The Imaginative Generative Adversarial Network: Automatic Data Augmentation for Dynamic Skeleton-Based Hand Gesture and Human Action Recognition
This addresses data scarcity in spatiotemporal human motion recognition, offering a low-cost solution for small-scale datasets, though it is incremental as it builds on existing GAN-based augmentation approaches.
The paper tackles the problem of limited training data in skeleton-based hand gesture and human action recognition by proposing an automatic data augmentation model called the Imaginative GAN, which generates synthetic data to improve classification accuracy for both conventional and state-of-the-art methods.

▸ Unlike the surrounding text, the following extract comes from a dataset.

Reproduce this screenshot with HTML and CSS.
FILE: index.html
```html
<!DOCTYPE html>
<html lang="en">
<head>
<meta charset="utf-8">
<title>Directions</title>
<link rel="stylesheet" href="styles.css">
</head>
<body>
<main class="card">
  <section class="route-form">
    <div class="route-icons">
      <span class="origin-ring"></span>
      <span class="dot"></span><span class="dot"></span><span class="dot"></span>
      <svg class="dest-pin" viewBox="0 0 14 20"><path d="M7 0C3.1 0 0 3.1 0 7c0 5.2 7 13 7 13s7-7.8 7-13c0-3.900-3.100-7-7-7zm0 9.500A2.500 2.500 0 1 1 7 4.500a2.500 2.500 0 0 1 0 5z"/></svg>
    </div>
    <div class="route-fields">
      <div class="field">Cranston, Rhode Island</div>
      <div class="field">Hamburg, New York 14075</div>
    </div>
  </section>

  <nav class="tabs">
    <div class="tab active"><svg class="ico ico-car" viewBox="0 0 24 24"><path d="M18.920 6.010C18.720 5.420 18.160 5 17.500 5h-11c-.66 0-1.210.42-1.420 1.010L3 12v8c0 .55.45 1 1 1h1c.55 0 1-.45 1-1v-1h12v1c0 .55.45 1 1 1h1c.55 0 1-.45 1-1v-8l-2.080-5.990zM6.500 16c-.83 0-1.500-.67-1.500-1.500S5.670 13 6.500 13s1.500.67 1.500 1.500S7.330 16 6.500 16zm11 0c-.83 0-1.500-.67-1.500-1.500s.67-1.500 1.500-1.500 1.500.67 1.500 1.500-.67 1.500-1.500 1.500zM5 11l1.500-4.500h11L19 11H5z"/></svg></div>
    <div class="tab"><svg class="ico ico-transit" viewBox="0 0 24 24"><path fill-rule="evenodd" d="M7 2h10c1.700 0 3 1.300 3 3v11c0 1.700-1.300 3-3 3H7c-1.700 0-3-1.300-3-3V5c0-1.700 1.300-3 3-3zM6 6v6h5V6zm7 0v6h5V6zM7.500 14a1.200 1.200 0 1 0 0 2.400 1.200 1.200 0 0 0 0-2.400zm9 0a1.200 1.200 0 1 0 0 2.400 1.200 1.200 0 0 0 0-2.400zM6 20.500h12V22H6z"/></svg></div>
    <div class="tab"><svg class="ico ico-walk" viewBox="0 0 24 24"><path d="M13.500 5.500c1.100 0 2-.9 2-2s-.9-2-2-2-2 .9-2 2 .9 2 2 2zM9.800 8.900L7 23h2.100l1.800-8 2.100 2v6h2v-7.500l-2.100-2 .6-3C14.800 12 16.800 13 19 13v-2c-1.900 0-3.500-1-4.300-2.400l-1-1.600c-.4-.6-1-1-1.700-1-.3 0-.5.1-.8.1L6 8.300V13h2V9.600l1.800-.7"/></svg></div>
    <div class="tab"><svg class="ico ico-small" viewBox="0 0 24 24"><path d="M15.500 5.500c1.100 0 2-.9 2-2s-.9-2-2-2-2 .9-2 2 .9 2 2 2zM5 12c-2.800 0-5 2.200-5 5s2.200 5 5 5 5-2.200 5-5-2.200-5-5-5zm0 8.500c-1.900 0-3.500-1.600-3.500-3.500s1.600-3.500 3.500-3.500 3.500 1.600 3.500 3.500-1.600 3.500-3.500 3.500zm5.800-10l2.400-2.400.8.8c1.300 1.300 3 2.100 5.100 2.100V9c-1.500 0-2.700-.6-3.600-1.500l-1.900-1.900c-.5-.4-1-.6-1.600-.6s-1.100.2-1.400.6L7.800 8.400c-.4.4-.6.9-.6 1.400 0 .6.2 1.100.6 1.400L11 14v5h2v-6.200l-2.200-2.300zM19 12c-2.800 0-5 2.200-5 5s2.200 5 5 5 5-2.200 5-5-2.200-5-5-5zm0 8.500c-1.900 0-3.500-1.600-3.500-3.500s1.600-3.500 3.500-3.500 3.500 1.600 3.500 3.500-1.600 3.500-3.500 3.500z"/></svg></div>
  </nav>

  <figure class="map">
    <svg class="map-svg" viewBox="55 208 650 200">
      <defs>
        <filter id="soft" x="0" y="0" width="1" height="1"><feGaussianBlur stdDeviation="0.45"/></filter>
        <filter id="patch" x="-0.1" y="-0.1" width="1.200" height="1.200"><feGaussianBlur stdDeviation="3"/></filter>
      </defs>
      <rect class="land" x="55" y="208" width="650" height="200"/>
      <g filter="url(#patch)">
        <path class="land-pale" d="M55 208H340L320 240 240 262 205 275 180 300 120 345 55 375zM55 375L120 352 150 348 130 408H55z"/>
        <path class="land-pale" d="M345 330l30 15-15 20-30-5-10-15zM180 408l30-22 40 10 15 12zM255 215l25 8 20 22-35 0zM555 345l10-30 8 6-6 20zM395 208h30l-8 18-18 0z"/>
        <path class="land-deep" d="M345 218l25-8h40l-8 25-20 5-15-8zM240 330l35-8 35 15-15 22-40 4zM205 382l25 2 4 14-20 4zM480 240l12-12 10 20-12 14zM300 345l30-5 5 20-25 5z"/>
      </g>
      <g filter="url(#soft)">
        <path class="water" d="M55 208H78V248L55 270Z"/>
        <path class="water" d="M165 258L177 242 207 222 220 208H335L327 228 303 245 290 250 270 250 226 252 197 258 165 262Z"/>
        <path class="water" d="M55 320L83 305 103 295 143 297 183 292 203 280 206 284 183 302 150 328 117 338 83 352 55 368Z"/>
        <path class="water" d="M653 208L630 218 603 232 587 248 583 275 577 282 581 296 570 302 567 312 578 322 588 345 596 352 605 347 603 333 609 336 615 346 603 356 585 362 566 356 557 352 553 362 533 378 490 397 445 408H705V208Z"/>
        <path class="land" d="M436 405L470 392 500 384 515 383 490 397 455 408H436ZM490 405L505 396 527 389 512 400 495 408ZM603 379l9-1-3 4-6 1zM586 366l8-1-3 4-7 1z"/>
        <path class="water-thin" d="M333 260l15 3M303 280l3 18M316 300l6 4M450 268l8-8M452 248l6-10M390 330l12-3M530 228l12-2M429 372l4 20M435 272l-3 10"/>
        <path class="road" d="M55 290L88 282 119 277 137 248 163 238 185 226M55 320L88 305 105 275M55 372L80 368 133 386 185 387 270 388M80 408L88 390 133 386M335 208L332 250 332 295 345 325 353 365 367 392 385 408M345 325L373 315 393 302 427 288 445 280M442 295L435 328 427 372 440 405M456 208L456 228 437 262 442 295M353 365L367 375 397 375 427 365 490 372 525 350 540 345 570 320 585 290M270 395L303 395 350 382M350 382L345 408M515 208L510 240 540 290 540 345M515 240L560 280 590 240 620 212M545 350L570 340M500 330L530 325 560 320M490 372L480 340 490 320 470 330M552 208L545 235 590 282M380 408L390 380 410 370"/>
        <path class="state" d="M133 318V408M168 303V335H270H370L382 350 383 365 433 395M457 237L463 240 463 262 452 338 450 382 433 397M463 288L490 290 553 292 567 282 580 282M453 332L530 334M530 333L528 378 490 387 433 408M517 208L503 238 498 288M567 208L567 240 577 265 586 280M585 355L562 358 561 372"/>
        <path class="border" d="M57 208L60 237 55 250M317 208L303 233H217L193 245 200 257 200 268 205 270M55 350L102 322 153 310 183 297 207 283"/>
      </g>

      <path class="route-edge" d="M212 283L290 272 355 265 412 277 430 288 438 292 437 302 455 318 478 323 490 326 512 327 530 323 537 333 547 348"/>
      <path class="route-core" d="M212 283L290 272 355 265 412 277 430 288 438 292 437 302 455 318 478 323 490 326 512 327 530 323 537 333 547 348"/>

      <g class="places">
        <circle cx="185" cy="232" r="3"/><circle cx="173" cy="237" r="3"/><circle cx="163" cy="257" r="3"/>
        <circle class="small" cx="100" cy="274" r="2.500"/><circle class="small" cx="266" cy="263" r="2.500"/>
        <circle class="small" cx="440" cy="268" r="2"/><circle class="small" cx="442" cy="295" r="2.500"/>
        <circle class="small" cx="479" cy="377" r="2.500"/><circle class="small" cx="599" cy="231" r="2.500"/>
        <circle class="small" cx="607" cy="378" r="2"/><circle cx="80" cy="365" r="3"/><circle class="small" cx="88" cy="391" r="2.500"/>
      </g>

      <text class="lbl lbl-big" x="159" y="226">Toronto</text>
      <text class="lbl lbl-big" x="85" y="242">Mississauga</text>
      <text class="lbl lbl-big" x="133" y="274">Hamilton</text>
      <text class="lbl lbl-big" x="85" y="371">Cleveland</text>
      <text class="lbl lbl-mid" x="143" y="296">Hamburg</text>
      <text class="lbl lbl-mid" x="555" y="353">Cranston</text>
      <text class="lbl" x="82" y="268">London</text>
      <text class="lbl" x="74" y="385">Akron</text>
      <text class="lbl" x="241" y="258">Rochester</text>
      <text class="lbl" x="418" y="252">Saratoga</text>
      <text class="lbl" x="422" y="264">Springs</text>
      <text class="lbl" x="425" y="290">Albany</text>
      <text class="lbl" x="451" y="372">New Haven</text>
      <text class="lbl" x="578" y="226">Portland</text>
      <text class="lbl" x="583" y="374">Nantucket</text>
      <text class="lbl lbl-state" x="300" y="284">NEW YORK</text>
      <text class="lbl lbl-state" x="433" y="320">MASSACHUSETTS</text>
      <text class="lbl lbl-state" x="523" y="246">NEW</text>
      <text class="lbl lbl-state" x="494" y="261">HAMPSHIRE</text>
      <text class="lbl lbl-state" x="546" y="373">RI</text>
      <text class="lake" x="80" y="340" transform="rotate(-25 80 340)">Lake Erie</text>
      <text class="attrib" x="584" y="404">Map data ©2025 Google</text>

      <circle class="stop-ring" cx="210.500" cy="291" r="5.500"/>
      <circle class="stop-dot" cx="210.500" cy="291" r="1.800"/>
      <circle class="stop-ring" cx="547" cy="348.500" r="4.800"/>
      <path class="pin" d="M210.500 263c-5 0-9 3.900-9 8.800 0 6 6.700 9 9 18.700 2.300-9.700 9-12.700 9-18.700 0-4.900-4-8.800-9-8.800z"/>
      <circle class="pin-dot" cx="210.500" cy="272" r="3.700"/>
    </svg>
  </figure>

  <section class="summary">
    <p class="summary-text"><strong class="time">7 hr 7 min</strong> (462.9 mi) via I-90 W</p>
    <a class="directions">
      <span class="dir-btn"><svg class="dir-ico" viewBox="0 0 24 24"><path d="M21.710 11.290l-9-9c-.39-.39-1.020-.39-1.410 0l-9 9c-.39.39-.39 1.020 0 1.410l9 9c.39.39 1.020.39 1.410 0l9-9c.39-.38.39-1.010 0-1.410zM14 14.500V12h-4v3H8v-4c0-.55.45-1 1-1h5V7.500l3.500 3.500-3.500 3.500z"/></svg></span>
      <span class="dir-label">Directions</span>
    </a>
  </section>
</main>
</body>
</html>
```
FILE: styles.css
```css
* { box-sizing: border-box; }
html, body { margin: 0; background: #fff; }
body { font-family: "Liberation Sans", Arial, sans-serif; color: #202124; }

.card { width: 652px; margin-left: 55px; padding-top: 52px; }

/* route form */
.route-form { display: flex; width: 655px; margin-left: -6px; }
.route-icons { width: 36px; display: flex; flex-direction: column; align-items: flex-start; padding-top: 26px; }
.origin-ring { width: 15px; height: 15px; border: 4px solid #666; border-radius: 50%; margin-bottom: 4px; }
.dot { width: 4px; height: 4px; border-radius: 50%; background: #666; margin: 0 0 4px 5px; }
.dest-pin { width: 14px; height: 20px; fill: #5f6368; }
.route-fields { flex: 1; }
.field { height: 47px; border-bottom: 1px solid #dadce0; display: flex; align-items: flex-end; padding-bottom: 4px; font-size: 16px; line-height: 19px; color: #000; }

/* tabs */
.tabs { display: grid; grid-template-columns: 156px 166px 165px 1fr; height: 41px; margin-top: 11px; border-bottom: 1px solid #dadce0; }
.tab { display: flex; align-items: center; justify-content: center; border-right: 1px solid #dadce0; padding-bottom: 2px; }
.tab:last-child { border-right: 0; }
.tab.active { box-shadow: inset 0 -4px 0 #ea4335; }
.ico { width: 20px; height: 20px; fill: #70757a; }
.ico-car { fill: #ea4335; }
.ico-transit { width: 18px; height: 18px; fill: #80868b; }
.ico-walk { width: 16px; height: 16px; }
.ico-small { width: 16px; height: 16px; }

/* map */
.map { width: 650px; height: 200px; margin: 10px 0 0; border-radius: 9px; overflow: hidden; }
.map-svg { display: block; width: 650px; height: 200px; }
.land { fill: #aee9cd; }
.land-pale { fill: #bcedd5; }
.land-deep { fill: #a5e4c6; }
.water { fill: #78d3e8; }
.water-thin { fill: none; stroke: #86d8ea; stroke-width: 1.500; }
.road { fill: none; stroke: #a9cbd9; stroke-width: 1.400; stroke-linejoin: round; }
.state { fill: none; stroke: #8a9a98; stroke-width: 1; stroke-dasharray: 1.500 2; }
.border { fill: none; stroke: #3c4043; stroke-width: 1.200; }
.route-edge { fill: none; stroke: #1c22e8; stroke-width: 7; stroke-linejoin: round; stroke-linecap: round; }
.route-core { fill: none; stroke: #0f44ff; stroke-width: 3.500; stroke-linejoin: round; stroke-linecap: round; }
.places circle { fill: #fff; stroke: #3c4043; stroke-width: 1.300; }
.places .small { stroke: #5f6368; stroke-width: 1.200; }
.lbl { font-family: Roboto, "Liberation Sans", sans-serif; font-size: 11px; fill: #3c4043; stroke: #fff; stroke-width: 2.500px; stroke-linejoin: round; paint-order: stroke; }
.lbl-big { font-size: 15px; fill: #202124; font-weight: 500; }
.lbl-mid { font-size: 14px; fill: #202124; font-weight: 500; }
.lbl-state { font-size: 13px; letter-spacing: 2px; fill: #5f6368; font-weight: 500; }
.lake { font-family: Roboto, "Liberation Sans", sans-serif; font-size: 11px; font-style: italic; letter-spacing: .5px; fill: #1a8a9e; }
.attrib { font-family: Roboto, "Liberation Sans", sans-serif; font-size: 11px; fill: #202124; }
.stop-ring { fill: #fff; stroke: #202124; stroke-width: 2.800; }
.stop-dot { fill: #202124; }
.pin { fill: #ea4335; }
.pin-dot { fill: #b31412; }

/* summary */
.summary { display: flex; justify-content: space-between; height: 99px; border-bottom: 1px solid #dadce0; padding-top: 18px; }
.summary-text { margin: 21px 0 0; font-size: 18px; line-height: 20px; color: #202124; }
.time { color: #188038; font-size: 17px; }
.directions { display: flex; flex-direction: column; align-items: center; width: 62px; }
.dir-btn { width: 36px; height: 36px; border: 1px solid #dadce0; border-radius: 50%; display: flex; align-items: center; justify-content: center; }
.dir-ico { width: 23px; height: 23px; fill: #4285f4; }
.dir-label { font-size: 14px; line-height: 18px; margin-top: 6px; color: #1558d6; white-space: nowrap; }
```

Deep learning approaches deliver state-of-the-art performance in recognition of spatiotemporal human motion data. However, one of the main challenges in these recognition tasks is limited available training data. Insufficient training data results in over-fitting and data augmentation is one approach to address this challenge. Existing data augmentation strategies based on scaling, shifting and interpolating offer limited generalizability and typically require detailed inspection of the dataset as well as hundreds of GPU hours for hyperparameter optimization. In this paper, we present a novel automatic data augmentation model, the Imaginative Generative Adversarial Network (GAN), that approximates the distribution of the input data and samples new data from this distribution. It is automatic in that it requires no data inspection and little hyperparameter tuning and therefore it is a low-cost and low-effort approach to generate synthetic data. We demonstrate our approach on small-scale skeleton-based datasets with a comprehensive experimental analysis. Our results show that the augmentation strategy is fast to train and can improve classification accuracy for both conventional neural networks and state-of-the-art methods.